Amphinomus is one of the few Suitors whom Homer names and characterises. Unlike Antinous and Eurymachus, he treats the beggar with kindness and respect. Odysseus clearly knew and liked his father, and therefore warns him to get out now, before the master of the house returns. However, Amphinomus doesn’t have the strength of character to leave – he’s got sucked into the Suitors’ lifestyle too, so must die with the rest – guilty by association.



Factual Questions

1.     What is the nickname of the “resident” beggar in Ithaca, and how has he acquired this name?

a.      Irus – ran errands for anyone who asked.


2.     Who decides to encourage the two beggars to fight each other, as entrainment for the Suitors?

a.      Antinous


3.     What prize, and what privileges, will be awarded to the winner of the fight?

a.      Winner can take their pick of the goat’s paunches roasting on the fire. They can also join the Suitors regularly at dinner, and they’ll allow no other tramp to beg in this company.


4.     What punishment does Antinous threaten Irus With, if he loses the fight?

a.      He’ll throw him into a black ship and send him over to the mainland to King Echetus the Destroyer, who’ll have his nose and ears ripped off and castrated, feeding his “meat to the dogs”.


5.     Why does Odysseus decide not to kill Irus outright, with a single punch?

a.      To spare him humiliation and to be merciful.


6.     Who is the “nice” Suitor, to whom Odysseus gives a warning that he must leave?

a.      Amphinomus


7.     What idea does Athene put into Penelope’s head?

a.      To appear before the Suitor’s, with the idea of opening their hearts, and enhancing her value in the eyes of her husband and son.


8.     Who is Eurnome?

a.      Housekeeper of Penelope


9.     Athene makes Penelope fall asleep while she gives her a makeover. What exactly does Athene do to Penelope while she is sleeping?

a.      Made her taller and fuller in appearance.

b.      Cleaned her cheeks with an ointment used by Aphrodite.


10.  How do the Suitors react when Penelope appears in the megaron (great hall).

a.      Went weak at the knees. Hearts melted with desires. Every man voiced a prayer that the might sleep with her.
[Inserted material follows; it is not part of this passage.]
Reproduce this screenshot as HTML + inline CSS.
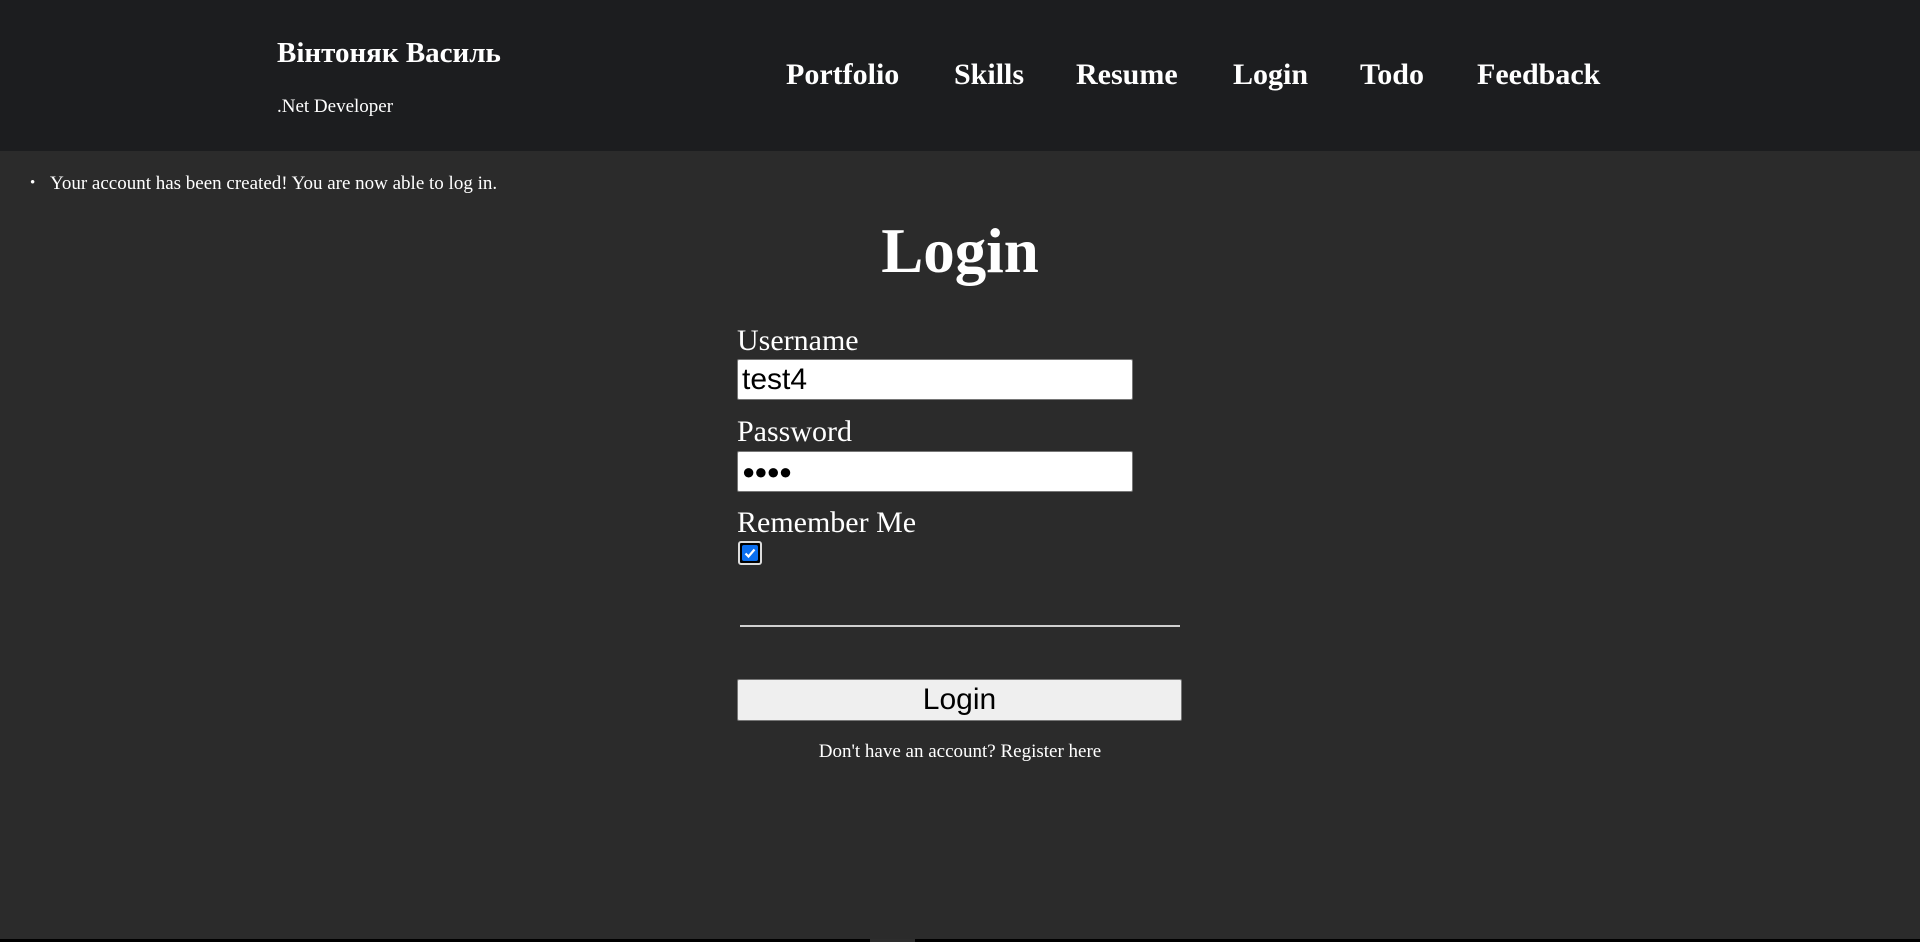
<!DOCTYPE html>
<html><head><meta charset="utf-8"><style>
html,body{margin:0;padding:0;width:1920px;height:942px;overflow:hidden;background:#2b2b2b;font-family:"Liberation Serif",serif;color:#fff}
.a{position:absolute;white-space:nowrap;line-height:1}
header{position:absolute;left:0;top:0;width:1920px;height:151px;background:#1c1d1f}
.nav{font-weight:bold;font-size:30px;top:60px}
.inp{position:absolute;left:737px;width:396px;height:41px;box-sizing:border-box;overflow:hidden;background:#fff;border:1px solid #767676;border-radius:2px;color:#000;font-family:"Liberation Sans",sans-serif;font-size:30px;line-height:39px;padding-left:4px}
.lbl{font-size:30px}
</style></head><body>
<header>
<div class="a" style="left:277px;top:39px;font-size:29px;font-weight:bold">Вінтоняк Василь</div>
<div class="a" style="left:277px;top:97px;font-size:19px">.Net Developer</div>
<div class="a nav" style="left:786px">Portfolio</div>
<div class="a nav" style="left:954px">Skills</div>
<div class="a nav" style="left:1076px">Resume</div>
<div class="a nav" style="left:1233px">Login</div>
<div class="a nav" style="left:1360px">Todo</div>
<div class="a nav" style="left:1477px">Feedback</div>
</header>
<div class="a" style="left:30px;top:176px;font-size:15px">•</div>
<div class="a" style="left:50px;top:174px;font-size:19px">Your account has been created! You are now able to log in.</div>
<div class="a" style="left:0;width:1920px;text-align:center;top:220px;font-size:63px;font-weight:bold">Login</div>
<div class="a lbl" style="left:737px;top:326px">Username</div>
<div class="inp" style="top:359px">test4</div>
<div class="a lbl" style="left:737px;top:417px">Password</div>
<div class="inp" style="top:451px;font-size:22px;letter-spacing:-1px">●●●●</div>
<div class="a lbl" style="left:737px;top:508px">Remember Me</div>
<div style="position:absolute;left:738px;top:541px;width:20px;height:20px;border:2px solid #ddd;border-radius:3px;background:#000"></div>
<div style="position:absolute;left:742px;top:545px;width:16px;height:16px;background:#0b6ff0;border-radius:2px"></div>
<svg style="position:absolute;left:742px;top:545px" width="16" height="16"><path d="M3.5 8.5 L6.5 11.5 L12.5 4.5" stroke="#fff" stroke-width="2.2" fill="none"/></svg>
<div style="position:absolute;left:740px;top:625px;width:440px;height:2px;background:#d0d0d0"></div>
<div style="position:absolute;left:737px;top:679px;width:443px;height:40px;background:#efefef;border:1px solid #767676;border-radius:2px;color:#000;font-family:'Liberation Sans',sans-serif;font-size:30px;line-height:40px;text-align:center">Login</div>
<div class="a" style="left:0;width:1920px;text-align:center;top:742px;font-size:19px">Don't have an account? Register here</div>
<div style="position:absolute;left:0;top:939px;width:1920px;height:3px;background:#000"></div>
<div style="position:absolute;left:870px;top:939px;width:45px;height:3px;background:#2d2d2d"></div>
</body></html>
11.  What criticism does Penelope make of Telemachus?

a.      Scorns him for bringing the beggar into their home.


12.  What compliment does Eurymachus give Penelope?

a.      If all the Greeks could set eyes upon her, she’d have even more Suitors.


13.  Penelope tells Eurymachus and the other Suitors what Odysseus said to her when he left for Troy, twenty years ago. What did he say about the point when she should remarry?

a.      “And when you see a beard on our boy’s chin, marry whom you want to and leave your home”.


14.  What criticism does Penelope make of the Suitor’s method of courtship?

a.      She complains that not one of them has courted her properly as they haven’t presented her with any gifts.


15.  Why is Odysseus pleased to hear Penelope say this to the Suitors?

a.      He is full of admiration for the way in which is wife is manipulating the Suitors.


16.  Describe two of the gifts which the Suitors bring to Penelope.

a.      Long embroidered robe, on which were 12 golden brooches.

b.      Pair of earrings with clusters of three drops.


17.  What information are we given about Melantho’s background and behaviour in lines 320-327?

a.      She is the closest thing Penelope has to a daughter.

b.      Yet Melantho has no sympathy for Penelope’s woes.


18.  When the “old beggar” expresses a wish that Odysseus might return, what does Eurymachus do, and what happens as a result?

a.      Throws a footstool at the “old beggar” which misses and hits the steward pouring wine.


19.  What does Telemachus do at Book 18 that is out of character for him (so far)?

a.      Telemachus is more aggressive when talking to the Suitors.